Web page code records
——
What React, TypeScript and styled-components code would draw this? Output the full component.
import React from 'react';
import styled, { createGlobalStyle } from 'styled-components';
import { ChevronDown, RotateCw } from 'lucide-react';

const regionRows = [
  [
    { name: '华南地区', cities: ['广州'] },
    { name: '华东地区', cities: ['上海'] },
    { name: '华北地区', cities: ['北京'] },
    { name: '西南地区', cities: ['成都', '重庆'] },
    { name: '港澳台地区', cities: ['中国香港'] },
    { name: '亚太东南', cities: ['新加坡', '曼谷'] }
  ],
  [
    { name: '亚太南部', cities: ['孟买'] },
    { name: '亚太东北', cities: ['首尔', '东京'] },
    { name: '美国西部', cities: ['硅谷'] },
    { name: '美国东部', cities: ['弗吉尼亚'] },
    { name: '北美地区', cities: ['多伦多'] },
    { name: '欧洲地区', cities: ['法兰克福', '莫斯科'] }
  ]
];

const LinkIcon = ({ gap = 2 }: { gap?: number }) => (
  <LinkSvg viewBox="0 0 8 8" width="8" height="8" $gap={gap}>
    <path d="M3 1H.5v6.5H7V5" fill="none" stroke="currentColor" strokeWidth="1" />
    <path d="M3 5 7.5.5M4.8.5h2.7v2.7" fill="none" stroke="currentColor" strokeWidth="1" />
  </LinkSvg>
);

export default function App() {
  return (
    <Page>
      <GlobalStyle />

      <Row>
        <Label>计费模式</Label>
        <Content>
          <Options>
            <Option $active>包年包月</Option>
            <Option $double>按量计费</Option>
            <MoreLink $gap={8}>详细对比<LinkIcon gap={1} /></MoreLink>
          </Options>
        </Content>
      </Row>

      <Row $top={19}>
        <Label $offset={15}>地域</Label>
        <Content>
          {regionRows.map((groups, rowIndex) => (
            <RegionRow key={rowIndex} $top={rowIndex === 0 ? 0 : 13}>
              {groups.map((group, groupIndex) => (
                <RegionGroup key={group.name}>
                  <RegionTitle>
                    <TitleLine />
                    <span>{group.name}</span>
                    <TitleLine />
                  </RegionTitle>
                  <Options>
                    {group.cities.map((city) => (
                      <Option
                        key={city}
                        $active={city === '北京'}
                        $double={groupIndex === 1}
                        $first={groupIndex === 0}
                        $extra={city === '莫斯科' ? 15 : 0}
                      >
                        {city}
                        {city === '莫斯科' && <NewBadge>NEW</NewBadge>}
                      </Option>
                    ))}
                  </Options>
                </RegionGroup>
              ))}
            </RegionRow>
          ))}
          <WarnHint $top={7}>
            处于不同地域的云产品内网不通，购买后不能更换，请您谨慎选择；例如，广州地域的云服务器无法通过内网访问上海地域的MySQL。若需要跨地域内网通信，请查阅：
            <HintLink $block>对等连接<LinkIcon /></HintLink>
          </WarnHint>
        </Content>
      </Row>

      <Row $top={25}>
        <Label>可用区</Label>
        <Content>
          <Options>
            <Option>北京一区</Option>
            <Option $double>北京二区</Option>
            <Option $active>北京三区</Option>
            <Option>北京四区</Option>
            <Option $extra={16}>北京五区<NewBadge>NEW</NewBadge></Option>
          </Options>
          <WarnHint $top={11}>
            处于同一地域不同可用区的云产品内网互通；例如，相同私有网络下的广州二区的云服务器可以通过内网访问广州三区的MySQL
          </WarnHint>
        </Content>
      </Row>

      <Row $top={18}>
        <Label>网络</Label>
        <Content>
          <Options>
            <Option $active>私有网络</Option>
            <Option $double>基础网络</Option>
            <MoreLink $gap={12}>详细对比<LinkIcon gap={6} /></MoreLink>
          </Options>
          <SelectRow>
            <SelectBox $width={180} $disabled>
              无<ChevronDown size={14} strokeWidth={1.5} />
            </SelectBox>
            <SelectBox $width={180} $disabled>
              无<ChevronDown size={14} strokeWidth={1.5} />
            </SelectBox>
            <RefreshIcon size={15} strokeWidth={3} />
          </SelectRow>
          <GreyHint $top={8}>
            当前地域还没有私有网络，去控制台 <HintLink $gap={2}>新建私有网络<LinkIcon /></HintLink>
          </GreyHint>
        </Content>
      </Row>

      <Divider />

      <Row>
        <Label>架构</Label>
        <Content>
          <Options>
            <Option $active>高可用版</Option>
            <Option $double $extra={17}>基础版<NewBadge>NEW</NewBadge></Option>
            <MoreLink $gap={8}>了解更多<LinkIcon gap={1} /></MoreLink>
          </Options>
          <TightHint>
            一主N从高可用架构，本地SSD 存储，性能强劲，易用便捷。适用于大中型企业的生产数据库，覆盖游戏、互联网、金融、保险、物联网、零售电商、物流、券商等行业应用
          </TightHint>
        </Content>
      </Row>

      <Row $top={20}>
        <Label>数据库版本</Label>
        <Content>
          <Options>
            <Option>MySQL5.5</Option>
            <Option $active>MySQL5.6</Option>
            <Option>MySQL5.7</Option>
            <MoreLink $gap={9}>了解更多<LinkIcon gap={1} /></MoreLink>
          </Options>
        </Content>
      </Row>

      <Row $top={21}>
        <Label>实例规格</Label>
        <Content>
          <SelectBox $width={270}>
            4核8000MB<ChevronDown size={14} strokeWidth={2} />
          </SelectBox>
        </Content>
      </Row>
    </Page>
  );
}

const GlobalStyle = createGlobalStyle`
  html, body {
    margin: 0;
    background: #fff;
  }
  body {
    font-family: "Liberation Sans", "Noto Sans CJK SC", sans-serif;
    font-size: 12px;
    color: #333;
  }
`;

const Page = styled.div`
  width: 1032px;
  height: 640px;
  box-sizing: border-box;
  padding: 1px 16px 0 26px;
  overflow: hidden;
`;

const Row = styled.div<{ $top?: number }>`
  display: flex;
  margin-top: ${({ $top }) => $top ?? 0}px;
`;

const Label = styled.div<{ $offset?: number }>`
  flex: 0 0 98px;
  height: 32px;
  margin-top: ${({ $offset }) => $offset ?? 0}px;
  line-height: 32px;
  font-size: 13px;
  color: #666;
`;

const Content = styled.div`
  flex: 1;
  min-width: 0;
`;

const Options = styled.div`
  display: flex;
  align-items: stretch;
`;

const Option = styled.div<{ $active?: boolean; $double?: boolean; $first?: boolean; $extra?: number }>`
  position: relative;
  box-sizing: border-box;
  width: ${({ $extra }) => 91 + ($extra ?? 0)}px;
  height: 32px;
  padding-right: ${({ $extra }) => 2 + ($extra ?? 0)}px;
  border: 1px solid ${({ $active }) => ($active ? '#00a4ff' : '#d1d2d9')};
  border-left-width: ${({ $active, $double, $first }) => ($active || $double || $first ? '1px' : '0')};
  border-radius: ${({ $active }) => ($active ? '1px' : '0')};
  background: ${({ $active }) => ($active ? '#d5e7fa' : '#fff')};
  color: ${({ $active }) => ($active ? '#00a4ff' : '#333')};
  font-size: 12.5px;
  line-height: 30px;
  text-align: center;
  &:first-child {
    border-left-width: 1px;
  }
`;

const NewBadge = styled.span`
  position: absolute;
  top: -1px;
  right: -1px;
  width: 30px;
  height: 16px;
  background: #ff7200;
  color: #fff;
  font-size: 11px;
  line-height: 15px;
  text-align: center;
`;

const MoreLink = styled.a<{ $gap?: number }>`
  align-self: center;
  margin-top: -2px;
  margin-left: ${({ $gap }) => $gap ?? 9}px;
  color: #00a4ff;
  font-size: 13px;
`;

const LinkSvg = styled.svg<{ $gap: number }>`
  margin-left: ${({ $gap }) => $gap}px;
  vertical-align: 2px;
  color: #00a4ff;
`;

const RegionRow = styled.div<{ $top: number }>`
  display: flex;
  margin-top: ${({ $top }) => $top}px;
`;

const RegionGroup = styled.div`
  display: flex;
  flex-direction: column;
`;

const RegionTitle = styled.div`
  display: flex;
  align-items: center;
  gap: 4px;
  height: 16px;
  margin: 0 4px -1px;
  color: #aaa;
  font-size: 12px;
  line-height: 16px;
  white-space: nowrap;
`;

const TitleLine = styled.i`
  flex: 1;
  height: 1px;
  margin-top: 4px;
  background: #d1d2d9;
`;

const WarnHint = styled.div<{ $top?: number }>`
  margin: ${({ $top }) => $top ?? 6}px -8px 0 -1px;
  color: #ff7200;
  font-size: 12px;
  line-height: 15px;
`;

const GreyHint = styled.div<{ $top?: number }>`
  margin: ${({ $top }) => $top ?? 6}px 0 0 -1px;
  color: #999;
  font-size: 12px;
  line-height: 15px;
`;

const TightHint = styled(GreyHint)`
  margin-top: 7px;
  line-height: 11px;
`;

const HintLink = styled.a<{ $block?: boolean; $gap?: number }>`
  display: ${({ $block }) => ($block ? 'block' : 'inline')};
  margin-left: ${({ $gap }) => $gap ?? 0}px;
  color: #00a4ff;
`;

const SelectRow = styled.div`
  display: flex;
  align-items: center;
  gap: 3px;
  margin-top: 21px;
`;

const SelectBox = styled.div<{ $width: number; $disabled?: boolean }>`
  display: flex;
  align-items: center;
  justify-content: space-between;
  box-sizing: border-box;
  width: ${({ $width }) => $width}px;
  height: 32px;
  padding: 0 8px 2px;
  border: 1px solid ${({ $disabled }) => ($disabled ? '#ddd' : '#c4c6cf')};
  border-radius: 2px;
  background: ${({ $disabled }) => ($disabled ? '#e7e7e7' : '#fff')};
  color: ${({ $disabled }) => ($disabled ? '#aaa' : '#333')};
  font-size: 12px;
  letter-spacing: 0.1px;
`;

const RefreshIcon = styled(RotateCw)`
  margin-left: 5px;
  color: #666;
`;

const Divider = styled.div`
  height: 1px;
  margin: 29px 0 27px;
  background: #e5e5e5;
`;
——
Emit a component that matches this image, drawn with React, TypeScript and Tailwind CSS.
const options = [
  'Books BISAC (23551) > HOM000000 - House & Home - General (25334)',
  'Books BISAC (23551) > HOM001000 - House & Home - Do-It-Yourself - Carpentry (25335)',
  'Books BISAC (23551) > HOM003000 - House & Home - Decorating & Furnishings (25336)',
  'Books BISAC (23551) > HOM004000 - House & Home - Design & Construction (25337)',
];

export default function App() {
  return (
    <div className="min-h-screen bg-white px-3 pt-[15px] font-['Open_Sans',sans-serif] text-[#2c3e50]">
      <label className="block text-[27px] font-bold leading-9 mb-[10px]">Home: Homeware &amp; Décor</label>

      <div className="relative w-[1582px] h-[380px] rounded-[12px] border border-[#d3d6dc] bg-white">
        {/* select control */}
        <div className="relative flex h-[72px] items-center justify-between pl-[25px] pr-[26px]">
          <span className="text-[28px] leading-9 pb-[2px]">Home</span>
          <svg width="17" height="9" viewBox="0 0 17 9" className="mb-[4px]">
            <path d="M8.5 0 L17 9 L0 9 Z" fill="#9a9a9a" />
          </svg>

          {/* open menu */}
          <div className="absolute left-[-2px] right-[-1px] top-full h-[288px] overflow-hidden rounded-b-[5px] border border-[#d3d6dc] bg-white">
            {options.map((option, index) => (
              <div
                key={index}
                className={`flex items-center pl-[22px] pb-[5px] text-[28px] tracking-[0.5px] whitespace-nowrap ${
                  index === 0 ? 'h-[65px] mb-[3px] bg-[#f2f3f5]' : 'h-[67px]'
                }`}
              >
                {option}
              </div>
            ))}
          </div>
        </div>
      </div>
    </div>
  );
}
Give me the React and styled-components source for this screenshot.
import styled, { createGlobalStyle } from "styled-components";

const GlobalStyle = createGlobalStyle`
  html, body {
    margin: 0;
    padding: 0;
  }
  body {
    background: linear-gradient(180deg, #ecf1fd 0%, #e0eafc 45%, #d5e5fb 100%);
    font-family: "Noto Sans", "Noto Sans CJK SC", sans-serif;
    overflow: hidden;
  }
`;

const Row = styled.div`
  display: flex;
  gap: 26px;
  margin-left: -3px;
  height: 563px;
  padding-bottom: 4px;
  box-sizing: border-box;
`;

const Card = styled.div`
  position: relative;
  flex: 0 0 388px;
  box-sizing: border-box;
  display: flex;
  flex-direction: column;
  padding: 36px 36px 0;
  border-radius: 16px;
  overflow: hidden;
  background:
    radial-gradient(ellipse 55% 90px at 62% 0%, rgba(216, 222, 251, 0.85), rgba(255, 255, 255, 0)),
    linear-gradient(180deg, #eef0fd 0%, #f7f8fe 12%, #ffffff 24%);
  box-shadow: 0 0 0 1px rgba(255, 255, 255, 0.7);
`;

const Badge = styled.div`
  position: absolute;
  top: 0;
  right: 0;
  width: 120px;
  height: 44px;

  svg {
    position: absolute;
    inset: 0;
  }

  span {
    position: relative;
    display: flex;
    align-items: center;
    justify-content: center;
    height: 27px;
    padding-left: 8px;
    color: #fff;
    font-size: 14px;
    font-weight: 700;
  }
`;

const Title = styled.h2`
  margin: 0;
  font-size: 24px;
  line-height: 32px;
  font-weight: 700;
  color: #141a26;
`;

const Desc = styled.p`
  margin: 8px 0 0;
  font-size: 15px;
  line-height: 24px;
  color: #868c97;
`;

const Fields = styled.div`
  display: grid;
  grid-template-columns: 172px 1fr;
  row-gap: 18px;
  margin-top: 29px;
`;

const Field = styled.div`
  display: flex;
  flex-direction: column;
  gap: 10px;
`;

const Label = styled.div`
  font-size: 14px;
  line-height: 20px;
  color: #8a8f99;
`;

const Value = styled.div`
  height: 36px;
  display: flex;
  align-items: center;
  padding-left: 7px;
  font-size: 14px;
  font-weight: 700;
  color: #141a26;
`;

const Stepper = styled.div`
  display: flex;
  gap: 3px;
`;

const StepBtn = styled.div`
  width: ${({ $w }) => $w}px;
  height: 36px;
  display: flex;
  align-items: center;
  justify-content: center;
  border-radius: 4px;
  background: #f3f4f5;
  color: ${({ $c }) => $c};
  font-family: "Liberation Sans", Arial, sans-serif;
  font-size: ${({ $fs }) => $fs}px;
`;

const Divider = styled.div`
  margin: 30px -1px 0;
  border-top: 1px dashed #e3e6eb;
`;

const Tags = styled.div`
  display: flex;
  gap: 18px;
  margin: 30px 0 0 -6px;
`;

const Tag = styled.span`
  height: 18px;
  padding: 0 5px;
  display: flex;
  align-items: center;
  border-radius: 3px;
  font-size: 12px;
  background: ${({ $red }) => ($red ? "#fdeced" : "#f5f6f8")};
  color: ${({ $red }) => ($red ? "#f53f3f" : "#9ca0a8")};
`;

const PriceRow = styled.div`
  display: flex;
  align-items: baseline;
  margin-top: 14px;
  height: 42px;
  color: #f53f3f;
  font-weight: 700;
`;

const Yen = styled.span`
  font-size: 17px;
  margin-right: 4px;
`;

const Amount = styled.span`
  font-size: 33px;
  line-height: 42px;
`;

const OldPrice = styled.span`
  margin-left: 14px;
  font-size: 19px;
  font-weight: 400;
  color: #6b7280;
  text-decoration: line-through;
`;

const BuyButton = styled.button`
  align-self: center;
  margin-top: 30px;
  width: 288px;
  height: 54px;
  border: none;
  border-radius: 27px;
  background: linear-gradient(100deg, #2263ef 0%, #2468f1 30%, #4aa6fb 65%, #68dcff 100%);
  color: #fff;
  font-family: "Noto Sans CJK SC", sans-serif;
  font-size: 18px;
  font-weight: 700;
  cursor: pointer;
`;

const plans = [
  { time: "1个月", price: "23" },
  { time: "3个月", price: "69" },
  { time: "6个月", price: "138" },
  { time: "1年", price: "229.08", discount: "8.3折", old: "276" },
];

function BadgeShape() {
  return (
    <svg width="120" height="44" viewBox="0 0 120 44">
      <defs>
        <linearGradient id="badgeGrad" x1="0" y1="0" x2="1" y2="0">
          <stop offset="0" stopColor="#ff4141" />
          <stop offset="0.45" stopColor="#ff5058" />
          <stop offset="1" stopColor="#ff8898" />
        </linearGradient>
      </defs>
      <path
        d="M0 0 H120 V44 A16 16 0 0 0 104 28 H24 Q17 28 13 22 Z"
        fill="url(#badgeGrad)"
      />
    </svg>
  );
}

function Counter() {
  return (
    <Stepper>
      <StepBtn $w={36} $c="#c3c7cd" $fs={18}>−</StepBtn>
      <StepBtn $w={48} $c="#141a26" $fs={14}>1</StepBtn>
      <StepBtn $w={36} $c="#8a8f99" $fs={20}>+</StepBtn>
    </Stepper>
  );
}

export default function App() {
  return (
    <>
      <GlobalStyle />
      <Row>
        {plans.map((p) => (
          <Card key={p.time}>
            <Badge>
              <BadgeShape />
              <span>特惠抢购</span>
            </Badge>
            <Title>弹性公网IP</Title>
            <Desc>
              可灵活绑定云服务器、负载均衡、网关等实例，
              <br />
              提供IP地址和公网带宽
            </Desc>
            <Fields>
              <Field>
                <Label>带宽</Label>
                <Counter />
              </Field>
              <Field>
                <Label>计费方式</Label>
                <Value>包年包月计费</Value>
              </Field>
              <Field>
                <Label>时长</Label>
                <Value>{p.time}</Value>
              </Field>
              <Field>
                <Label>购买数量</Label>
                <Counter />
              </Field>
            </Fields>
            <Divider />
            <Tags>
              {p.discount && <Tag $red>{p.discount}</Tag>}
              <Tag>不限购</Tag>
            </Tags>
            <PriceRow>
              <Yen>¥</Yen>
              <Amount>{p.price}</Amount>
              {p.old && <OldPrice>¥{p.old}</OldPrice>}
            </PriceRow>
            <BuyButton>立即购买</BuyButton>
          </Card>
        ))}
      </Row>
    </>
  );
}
——
:: The task ::
Take every line containing the word "components" and copy it.

:: Solved problem ::
What React, TypeScript and styled-components code would draw this? Output the full component.
import styled, { createGlobalStyle } from 'styled-components';
Give me the React and styled-components source for this screenshot.
import styled, { createGlobalStyle } from "styled-components";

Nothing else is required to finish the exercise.